No Crying on a Conference Call
Unfortunate and saddening events happen to everyone and sometimes you just want to cry about it, however, the office or a work event are not one of the places or times to do it. The ability to compartmentalize your feelings until an appropriate time is a skill that even the most successful businessmen (and women) are hard pressed to be experts on so don’t worry if you aren’t a pro…yet.
Sometimes things happen and all you want to do is cry or retaliate at the drop of a hat but that can’t happen when you have work to do. However, the nice thing about having work to do is that you have a diversion or something to get your mind off of personal life aspects. This can be quite convenient when you have something happen that you just don’t want to think about, like death.
I recently lost my dog 2 hours before I was scheduled to work an event. At this event I would not only be in public with my employers but clients as well so the ability to keep my composure was vital at that moment and I wasn’t sure if I could handle it. Luckily for me, there was still one ounce of rationale left in me after Hobbes’ (my dog) passing and I knew what I had to do, get my mind off of him. (No, I am not heartless, quite the contrary) What I have now realized was that at that time, I wasn’t able to fully handle the loss of my dog, and what I needed was a diversion. Focusing on something else would allow me to subconsciously sort out my feelings about Hobbes’ death before I was consciously ready to handle them. Although my boss said I could have the night off, I know that both he and my family knew that the best thing for me was to work the event because it would force me to get my mind off of the negative events of that day and have something to smile about. Boy, do I know some smart people! (For the record: I absolutely love my job and am always smiling when I’m doing my job)
In the end, the event went off with a smash, the client and involved parties from work were pleased and I had pulled of the king of all ruses…that everything was hunky dory. Only the DJ (my boss) and myself knew that behind my smile and bubbly personality was a girl dying to hug her doggy one last time. I think that if I was able to fool hundreds of people that night that everything was alright, then I have succeeded in the ability to compartmentalize my feelings when it comes down to crunch time.
A skill like this can actually be practiced but you need to force yourself because when disaster strikes and you need to focus on work, you are really going to hope you have perfected the skill of compartmentalizing. Start off easy like get your mind off of grocery shopping or paying bills. You can also try doing it with relationships (the ability to divert feelings after a breakup is really helpful in life) Its a lot harder than I make it sound, this is why you need to practice. The ability to divert your thoughts is more about the rational than the complete loss of thought. You need to tell yourself that you cannot focus on personal things until you are done with work and just put all your energy into work. After all, you can’t pay your bills without money and you can’t get money if you don’t work. Same thing goes for grocery shopping, unless there is a market inside your cubicle, you can’t go grocery shopping at work so it’s going to have to wait.
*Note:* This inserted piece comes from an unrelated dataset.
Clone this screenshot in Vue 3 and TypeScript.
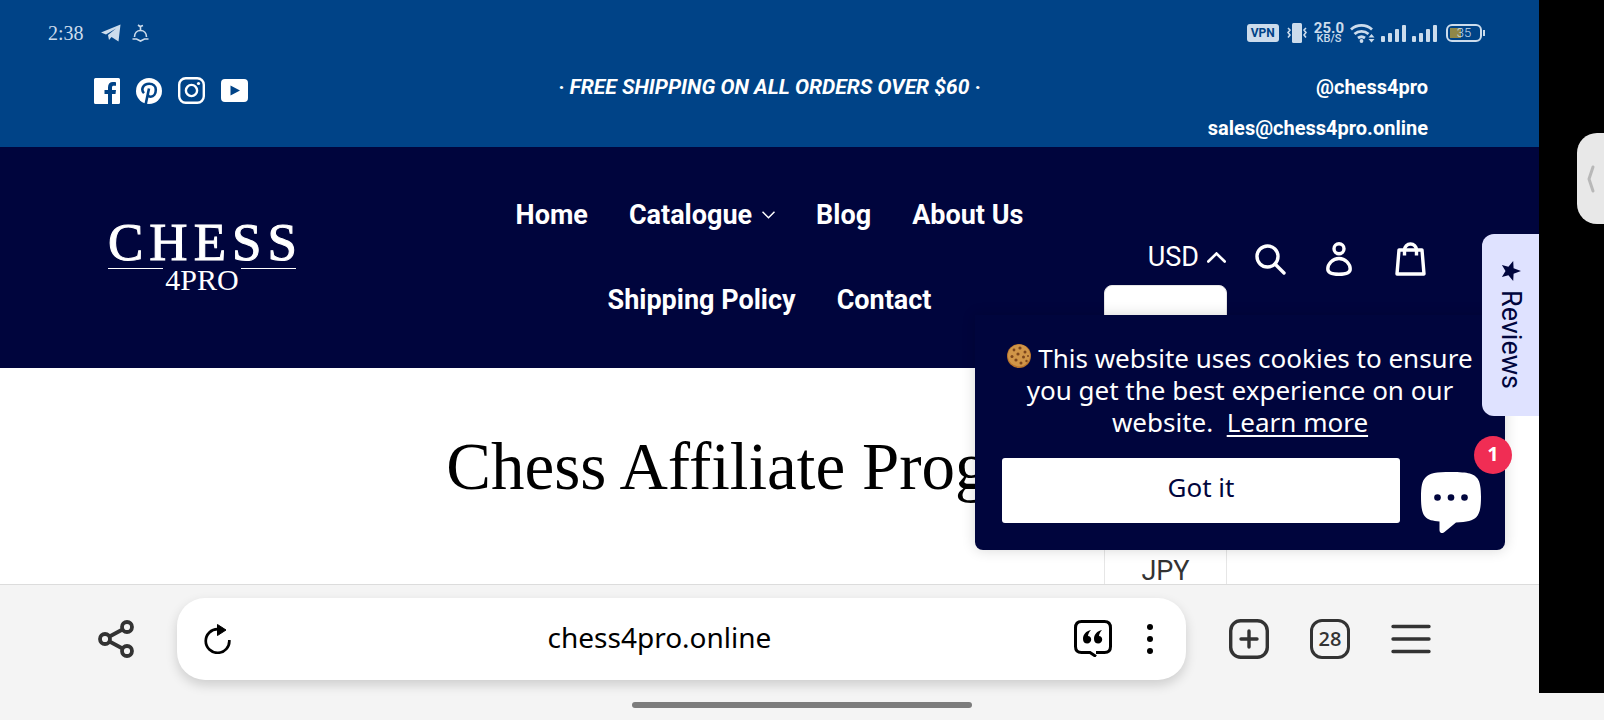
<script setup lang="ts">
import { ref } from 'vue'

interface NavItem {
  label: string
  hasMenu?: boolean
}

const navItems: NavItem[] = [
  { label: 'Home' },
  { label: 'Catalogue', hasMenu: true },
  { label: 'Blog' },
  { label: 'About Us' },
  { label: 'Shipping Policy' },
  { label: 'Contact' },
]

const currency = ref('USD')
const currencyOpen = ref(true)
const cookieVisible = ref(true)
const address = ref('chess4pro.online')
const tabCount = ref(28)
const unread = ref(1)
</script>

<template>
  <div class="device">
    <div class="main-row">
      <div class="screen">
        <div class="viewport">
          <div class="status">
            <span class="clock">2:38</span>
            <svg class="telegram" width="20" height="18" viewBox="0 0 20 18">
              <path d="M0 8.5 19.5 0.5 17.5 17.5 10.5 13 8 16 7 11 15 4.5 5 10.5Z" fill="currentColor" />
            </svg>
            <svg class="cloche" width="17" height="18" viewBox="0 0 17 18" fill="none" stroke="currentColor" stroke-width="1.6">
              <path d="M2.500 13C2.500 9 5 6.500 8.500 6.500s6 2.500 6 6.500M.5 15h4l4 2 4-2h4" />
              <path d="M6 1l2 1.500L11 1.500M8.500 2.500v4" />
            </svg>
            <div class="status-right">
              <span class="vpn">VPN</span>
              <svg class="vibrate" width="20" height="20" viewBox="0 0 20 20">
                <rect x="5" y="0" width="10" height="20" rx="1.500" fill="currentColor" />
                <path d="M1 5l2 2-2 2.500 2 2.500-2 2.500M19 5l-2 2 2 2.500-2 2.500 2 2.500" fill="none" stroke="currentColor" stroke-width="1.600" />
              </svg>
              <span class="speed"><b>25.0</b><span>KB/S</span></span>
              <svg class="wifi" width="25" height="20" viewBox="0 0 25 20">
                <g fill="none" stroke="currentColor" stroke-width="2.800">
                  <path d="M1 6.500a15.500 15.500 0 0 1 21 0" />
                  <path d="M4.500 11a10.500 10.500 0 0 1 14 0" />
                  <path d="M8 15a6 6 0 0 1 7 0" />
                </g>
                <circle cx="11.500" cy="18" r="1.900" fill="currentColor" />
                <path d="M18.500 14.500 21.500 11l3 3.500ZM18.500 16l3 3.500 3-3.500Z" fill="currentColor" />
              </svg>
              <svg v-for="n in 2" :key="n" class="signal" width="25" height="17" viewBox="0 0 25 17" fill="currentColor">
                <rect x="0" y="11" width="4" height="6" rx="1" />
                <rect x="7" y="8" width="4" height="9" rx="1" />
                <rect x="14" y="4" width="4" height="13" rx="1" />
                <rect x="21" y="0" width="4" height="17" rx="1" />
              </svg>
              <span class="battery"><span>35</span></span>
            </div>
          </div>

          <div class="topbar">
            <div class="social">
              <a href="#" aria-label="Facebook">
                <svg width="26" height="26" viewBox="0 0 26 26">
                  <path d="M1.500 0h23A1.500 1.500 0 0 1 26 1.500v23a1.500 1.500 0 0 1-1.500 1.500H18V16h3.500l.5-4h-4V9.500C18 8.300 18.500 7.700 19.800 7.700H22V4.200C21.500 4.100 20.300 4 19 4c-3 0-5 1.800-5 5.200V12h-3.500v4H14v10H1.500A1.500 1.500 0 0 1 0 24.500v-23A1.500 1.500 0 0 1 1.500 0Z" fill="currentColor" />
                </svg>
              </a>
              <a href="#" aria-label="Pinterest">
                <svg width="26" height="26" viewBox="0 0 26 26">
                  <circle cx="13" cy="13" r="13" fill="currentColor" />
                  <path d="M9.500 27 13 10.500M8 15.200C4.500 11.500 7 5.800 13.200 5.800c4 0 6.600 2.500 6.600 5.900 0 4.300-2.300 7-5 7-1.500 0-2.700-.8-3-2" fill="none" stroke="#004387" stroke-width="2.600" />
                </svg>
              </a>
              <a href="#" aria-label="Instagram">
                <svg width="27" height="27" viewBox="0 0 27 27" fill="none" stroke="currentColor" stroke-width="2.400">
                  <rect x="1.200" y="1.200" width="24.600" height="24.600" rx="6.500" />
                  <circle cx="13.500" cy="13.500" r="5.600" />
                  <circle cx="20.500" cy="6.500" r="1.600" fill="currentColor" stroke="none" />
                </svg>
              </a>
              <a href="#" aria-label="YouTube">
                <svg width="27" height="23" viewBox="0 0 27 23">
                  <path fill-rule="evenodd" d="M4 0h19a4 4 0 0 1 4 4v15a4 4 0 0 1-4 4H4a4 4 0 0 1-4-4V4a4 4 0 0 1 4-4Zm5.500 6.500v10L19 11.500Z" fill="currentColor" />
                </svg>
              </a>
            </div>
            <div class="promo">· FREE SHIPPING ON ALL ORDERS OVER $60 ·</div>
            <div class="contact">
              <a href="#">@chess4pro</a>
              <a href="#">sales@chess4pro.online</a>
            </div>
          </div>

          <header class="header">
            <a href="#" class="logo">
              <span class="logo-top">CHESS</span>
              <span class="logo-bottom">4PRO</span>
            </a>
            <nav class="nav">
              <a v-for="item in navItems" :key="item.label" href="#">
                {{ item.label }}
                <svg v-if="item.hasMenu" width="13" height="8" viewBox="0 0 13 8" fill="none" stroke="currentColor" stroke-width="1.500">
                  <path d="M.5.8 6.500 6.800 12.500.8" />
                </svg>
              </a>
            </nav>
            <div class="tools">
              <div class="currency">
                <button type="button" class="currency-button" :aria-expanded="currencyOpen" @click="currencyOpen = !currencyOpen">
                  {{ currency }}
                  <svg width="19" height="11" viewBox="0 0 19 11" fill="none" stroke="currentColor" stroke-width="2.600" stroke-linecap="round">
                    <path d="M1.300 9.500 9.500 1.500 17.700 9.500" />
                  </svg>
                </button>
                <div v-if="currencyOpen" class="currency-menu">
                  <button type="button" @click="currency = 'JPY'">JPY</button>
                </div>
              </div>
              <button type="button" class="tool search" aria-label="Search">
                <svg width="31" height="31" viewBox="0 0 31 31" fill="none" stroke="currentColor" stroke-width="3.400" stroke-linecap="round">
                  <circle cx="12.500" cy="12.500" r="10.500" />
                  <path d="M20 20l9 9" />
                </svg>
              </button>
              <button type="button" class="tool" aria-label="Account">
                <svg width="26" height="34" viewBox="0 0 26 34" fill="none" stroke="currentColor" stroke-width="3.400">
                  <circle cx="13" cy="6.800" r="5" />
                  <path d="M13 16.500c-6.500 0-11.200 5.500-11.200 10.500 0 3.500 4 5.300 11.200 5.300s11.200-1.800 11.200-5.300c0-5-4.700-10.500-11.200-10.500Z" />
                </svg>
              </button>
              <button type="button" class="tool" aria-label="Cart">
                <svg width="31" height="34" viewBox="0 0 31 34" fill="none" stroke="currentColor" stroke-width="3.400" stroke-linejoin="round">
                  <path d="M4 8h23l2 24h-27Z" />
                  <path d="M9.500 13.500V8a6 6 0 0 1 12 0v5.500" />
                </svg>
              </button>
            </div>
          </header>

          <main class="hero">
            <h1>Chess Affiliate Program</h1>
          </main>

          <section v-if="cookieVisible" class="cookie">
            <p>
              <svg class="biscuit" width="24" height="24" viewBox="0 0 24 24">
                <circle cx="12" cy="12" r="12" fill="#b9742c" />
                <circle cx="12" cy="11.500" r="11" fill="#d09548" />
                <g fill="#7d461c">
                  <circle cx="7" cy="6" r="1.400" /><circle cx="13" cy="4" r="1.600" /><circle cx="18" cy="8" r="1.500" />
                  <circle cx="11" cy="10" r="1.600" /><circle cx="5" cy="12.500" r="1.500" /><circle cx="16.500" cy="13" r="1.500" />
                  <circle cx="9" cy="16" r="1.600" /><circle cx="14" cy="19" r="1.500" /><circle cx="19.500" cy="17" r="1.200" />
                  <circle cx="21" cy="12" r="1" />
                </g>
              </svg>
              This website uses cookies to ensure you get the best experience on our website.&nbsp;
              <a href="#">Learn more</a>
            </p>
            <button type="button" class="accept" @click="cookieVisible = false">Got it</button>
          </section>

          <button type="button" class="chat" aria-label="Chat">
            <svg width="60" height="61" viewBox="0 0 60 61">
              <path d="M30 0C48 0 53 2 56.500 6.500 59 10 60 16 60 25c0 10-1 16-4.500 20C52 48.500 46 50 35 50.500L23.500 60c-2.500 2-5 1-5-2v-8.500C12 49 7 48 4 44.500 1 41 0 35 0 25 0 15 1 9 4.500 5.500 8.500 1 15 0 30 0Z" fill="#fff" />
              <g fill="#00053d"><circle cx="16.500" cy="25.500" r="3.300" /><circle cx="30" cy="25.500" r="3.300" /><circle cx="43.500" cy="25.500" r="3.300" /></g>
            </svg>
            <span class="chat-badge">{{ unread }}</span>
          </button>

          <button type="button" class="reviews">
            <svg width="20" height="20" viewBox="0 0 20 20">
              <path d="M20 10 12.600 12.700 12.200 20 7.400 14.300.9 16 4.500 10 .9 4 7.400 5.700 12.200 0l.4 7.300Z" fill="currentColor" />
            </svg>
            <span>Reviews</span>
          </button>
        </div>

        <footer class="browser">
          <button type="button" class="share" aria-label="Share">
            <svg width="36" height="38" viewBox="0 0 36 38" fill="none" stroke="currentColor" stroke-width="3.800">
              <circle cx="7" cy="19" r="5" /><circle cx="29" cy="7" r="5" /><circle cx="29" cy="31" r="5" />
              <path d="M11.500 16.500 24.500 9.500M11.500 21.500l13 7" />
            </svg>
          </button>
          <div class="address">
            <button type="button" aria-label="Reload">
              <svg width="27" height="30" viewBox="0 0 27 30">
                <path d="M14 5.200A11.800 11.800 0 1 0 25.300 16" fill="none" stroke="currentColor" stroke-width="2.700" />
                <path d="M13.500.5 22 6l-8.500 5.500Z" fill="currentColor" stroke="currentColor" stroke-linejoin="round" />
              </svg>
            </button>
            <input v-model="address" type="text" aria-label="Address" />
            <button type="button" class="quote" aria-label="Reader">
              <svg width="38" height="37" viewBox="0 0 38 37">
                <path d="M22 32.500h8.500c4.500 0 6-2 6-6V8c0-4.500-2-6.500-6-6.500h-23c-4 0-6 2-6 6.500v18.500c0 4 2 6 6 6H16l6 4" fill="none" stroke="currentColor" stroke-width="3" />
                <path d="M17 10c-5 1-8 4.500-8 9 0 3 1.800 4.500 4.200 4.500 2.300 0 4-1.500 4-3.900 0-2-1.400-3.500-3.200-3.500.2-2.600 1.500-4.300 3-6.100ZM28 10c-5 1-8 4.500-8 9 0 3 1.800 4.500 4.200 4.500 2.300 0 4-1.500 4-3.900 0-2-1.400-3.500-3.200-3.500.2-2.600 1.500-4.300 3-6.100Z" fill="currentColor" />
              </svg>
            </button>
            <button type="button" aria-label="More">
              <svg width="6" height="30" viewBox="0 0 6 30" fill="currentColor">
                <circle cx="3" cy="3" r="3" /><circle cx="3" cy="15" r="3" /><circle cx="3" cy="27" r="3" />
              </svg>
            </button>
          </div>
          <div class="browser-tools">
            <button type="button" aria-label="New tab">
              <svg width="40" height="40" viewBox="0 0 40 40" fill="none" stroke="currentColor" stroke-width="3.400" stroke-linecap="round">
                <rect x="1.700" y="1.700" width="36.600" height="36.600" rx="10" />
                <path d="M20 12v16M12 20h16" />
              </svg>
            </button>
            <button type="button" class="tabs">{{ tabCount }}</button>
            <button type="button" aria-label="Menu">
              <svg width="40" height="30" viewBox="0 0 40 30" fill="none" stroke="currentColor" stroke-width="3.400" stroke-linecap="round">
                <path d="M2 2.500h36M2 15h36M2 27.500h36" />
              </svg>
            </button>
          </div>
        </footer>
      </div>

      <aside class="edge">
        <button type="button" class="handle" aria-label="Sidebar">
          <svg width="8" height="28" viewBox="0 0 8 28" fill="none" stroke="#b8b8b8" stroke-width="3" stroke-linecap="round" stroke-linejoin="round">
            <path d="M6 2 2 14l4 12" />
          </svg>
        </button>
      </aside>
    </div>
    <div class="gesture"><span></span></div>
  </div>
</template>

<style>
body {
  margin: 0;
  background: #f4f4f4;
}
</style>

<style scoped>
.device {
  display: flex;
  flex-direction: column;
  min-height: 100vh;
  font-family: Roboto, "Liberation Sans", sans-serif;
  color: #000;
  background: #f4f4f4;
}
.device * {
  box-sizing: border-box;
}
svg {
  display: block;
  flex: none;
}
a {
  color: inherit;
  text-decoration: none;
}
button {
  margin: 0;
  padding: 0;
  border: 0;
  background: none;
  font: inherit;
  color: inherit;
  cursor: pointer;
}
.main-row {
  flex: 1;
  display: flex;
}
.screen {
  flex: 1;
  min-width: 0;
  display: flex;
  flex-direction: column;
}
.viewport {
  flex: 1;
  position: relative;
  overflow: hidden;
  display: flex;
  flex-direction: column;
  background: #fff;
}

/* status bar */
.status {
  display: flex;
  align-items: center;
  height: 66px;
  padding: 0 57px 0 48px;
  color: #ccdcec;
  background: #004387;
}
.clock {
  font-family: "Liberation Serif", serif;
  font-size: 20px;
  margin-right: 17px;
}
.cloche {
  margin-left: 11px;
}
.status-right {
  display: flex;
  align-items: center;
  margin-left: auto;
}
.vpn {
  padding: 0 4px;
  border-radius: 3px;
  background: #ccdcec;
  color: #004387;
  font: 700 12px/18px Roboto, sans-serif;
}
.vibrate {
  margin-left: 8px;
}
.speed {
  display: flex;
  flex-direction: column;
  align-items: center;
  margin: 0 6px 0 7px;
  font-size: 11px;
  font-weight: 500;
  line-height: 10px;
}
.speed b {
  font-size: 15px;
  line-height: 11px;
}
.signal {
  margin-left: 6px;
}
.battery {
  position: relative;
  margin-left: 9px;
  width: 36px;
  height: 18px;
  border: 2px solid #ccdcec;
  border-radius: 6px;
  background: linear-gradient(#8f8748, #8f8748) 2px 2px / 11px 10px no-repeat;
  font: 300 13px/14px Roboto, sans-serif;
  text-align: center;
}
.battery::after {
  content: "";
  position: absolute;
  right: -5px;
  top: 4px;
  width: 2px;
  height: 6px;
  background: #ccdcec;
}

/* announcement bar */
.topbar {
  display: grid;
  grid-template-columns: 1fr auto 1fr;
  height: 81px;
  padding: 0 94px;
  background: #004387;
  color: #fff;
  font-size: 20px;
  font-weight: 700;
  line-height: 41px;
}
.social {
  display: flex;
  align-items: center;
  gap: 16px;
  height: 49px;
}
.promo {
  padding-top: 1px;
  font-style: italic;
  font-size: 21px;
}
.contact {
  display: flex;
  flex-direction: column;
  align-items: flex-end;
  padding: 1px 17px 0 0;
}

/* site header */
.header {
  position: relative;
  z-index: 1;
  display: grid;
  grid-template-columns: 1fr 550px 1fr;
  align-items: center;
  height: 221px;
  padding: 0 94px;
  background: #00053d;
  color: #fff;
}
.logo {
  justify-self: start;
  display: flex;
  flex-direction: column;
  gap: 4px;
  width: 188px;
  margin-left: 14px;
  padding-bottom: 4px;
  font-family: "Liberation Serif", serif;
}
.logo-top {
  font-size: 53px;
  line-height: 44px;
  letter-spacing: 6px;
  white-space: nowrap;
  -webkit-text-stroke: 1px #fff;
}
.logo-bottom {
  display: flex;
  gap: 2px;
  font-size: 30px;
  line-height: 24px;
}
.logo-bottom::before,
.logo-bottom::after {
  content: "";
  flex: 1;
  height: 1px;
  background: #fff;
}
.nav {
  display: flex;
  flex-wrap: wrap;
  justify-content: center;
  column-gap: 41px;
  font-size: 27px;
  font-weight: 700;
  line-height: 85px;
}
.nav a {
  display: flex;
  align-items: center;
  gap: 10px;
}
.tools {
  display: flex;
  align-items: center;
  justify-content: flex-end;
  gap: 43px;
  padding: 3px 19px 0 0;
}
.currency {
  position: relative;
  margin-bottom: 4px;
}
.currency-button {
  display: flex;
  align-items: center;
  gap: 8px;
  font-size: 27px;
  line-height: 36px;
}
.currency-menu {
  position: absolute;
  right: -1px;
  top: 46px;
  width: 123px;
  height: 303px;
  display: flex;
  flex-direction: column;
  justify-content: flex-end;
  border: 1px solid #e6e6e6;
  border-radius: 8px 8px 0 0;
  background: #fff;
  color: #333;
  font-size: 27px;
  line-height: 32px;
}
.search {
  margin: 0 -3px 0 -14px;
}

/* hero */
.hero {
  flex: 1;
  display: flex;
  justify-content: center;
  padding-top: 60px;
}
.hero h1 {
  margin: 0;
  font: 400 67px/76px "Liberation Serif", serif;
  white-space: nowrap;
}

/* overlays */
.cookie {
  position: absolute;
  z-index: 2;
  right: 34px;
  bottom: 34px;
  width: 530px;
  padding: 27px;
  border-radius: 0 0 8px 8px;
  background: #00053d;
  box-shadow: 0 0 14px rgba(0, 0, 0, 0.16);
  color: #fff;
  font: 400 26px/32px "Noto Sans", sans-serif;
  text-align: center;
}
.cookie p {
  margin: 0 0 20px;
}
.cookie a {
  text-decoration: underline;
  text-decoration-thickness: 2px;
  text-underline-offset: 3px;
}
.biscuit {
  display: inline-block;
}
.accept {
  display: block;
  width: 398px;
  height: 65px;
  padding-bottom: 8px;
  border-radius: 3px;
  background: #fff;
  color: #00053d;
}
.chat {
  position: absolute;
  z-index: 3;
  right: 58px;
  bottom: 51px;
}
.chat-badge {
  position: absolute;
  left: 53px;
  top: -36px;
  width: 38px;
  height: 38px;
  border-radius: 50%;
  background: #f02d54;
  color: #fff;
  font: 700 20px/36px "Noto Sans", sans-serif;
  text-align: center;
}
.reviews {
  position: absolute;
  z-index: 3;
  right: 0;
  top: 234px;
  width: 57px;
  height: 182px;
  display: flex;
  flex-direction: column;
  align-items: center;
  justify-content: center;
  gap: 9px;
  border-radius: 12px 0 0 12px;
  background: #dfe2ff;
  color: #00053d;
  font-size: 27px;
}
.reviews span {
  writing-mode: vertical-rl;
}

/* browser chrome */
.browser {
  display: flex;
  align-items: center;
  height: 109px;
  padding: 0 108px 1px 98px;
  border-top: 1px solid #dcdcdc;
  background: #f4f4f4;
  color: #333;
}
.address {
  flex: 1;
  display: flex;
  align-items: center;
  height: 82px;
  margin: 0 43px;
  padding: 0 33px 0 27px;
  border-radius: 28px;
  background: #fff;
  box-shadow: 0 5px 12px rgba(0, 0, 0, 0.16);
  color: #000;
}
.address input {
  flex: 1;
  min-width: 0;
  margin-left: 14px;
  padding: 0 0 4px;
  border: 0;
  outline: 0;
  background: none;
  color: inherit;
  font: 400 28px/38px "Noto Sans", sans-serif;
  text-align: center;
}
.quote {
  margin-right: 35px;
}
.browser-tools {
  display: flex;
  align-items: center;
  gap: 41px;
}
.tabs {
  width: 40px;
  height: 40px;
  border: 3px solid #333;
  border-radius: 12px;
  font: 600 20px/32px "Open Sans", sans-serif;
}

/* device edges */
.edge {
  width: 65px;
  display: flex;
  flex-direction: column;
  align-items: flex-end;
  padding-top: 133px;
  background: #000;
}
.handle {
  width: 27px;
  height: 91px;
  padding-left: 10px;
  border-radius: 20px 0 0 20px;
  background: #e8e8e8;
}
.gesture {
  display: flex;
  justify-content: center;
  height: 27px;
  padding-top: 9px;
}
.gesture span {
  width: 340px;
  height: 6px;
  border-radius: 3px;
  background: #7c7c7c;
}
</style>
The nice thing about having work to focus on is that you can put all your effort and energy into work rather than what you have going on in your personal life. Don’t forget that it took time for the problem to develop and it will take time to solve.
So yes, while losing a loved one or breaking up with someone is sad, there is a time and place for everything and work is neither one of them so the ability to compartmentalize your feelings is vital.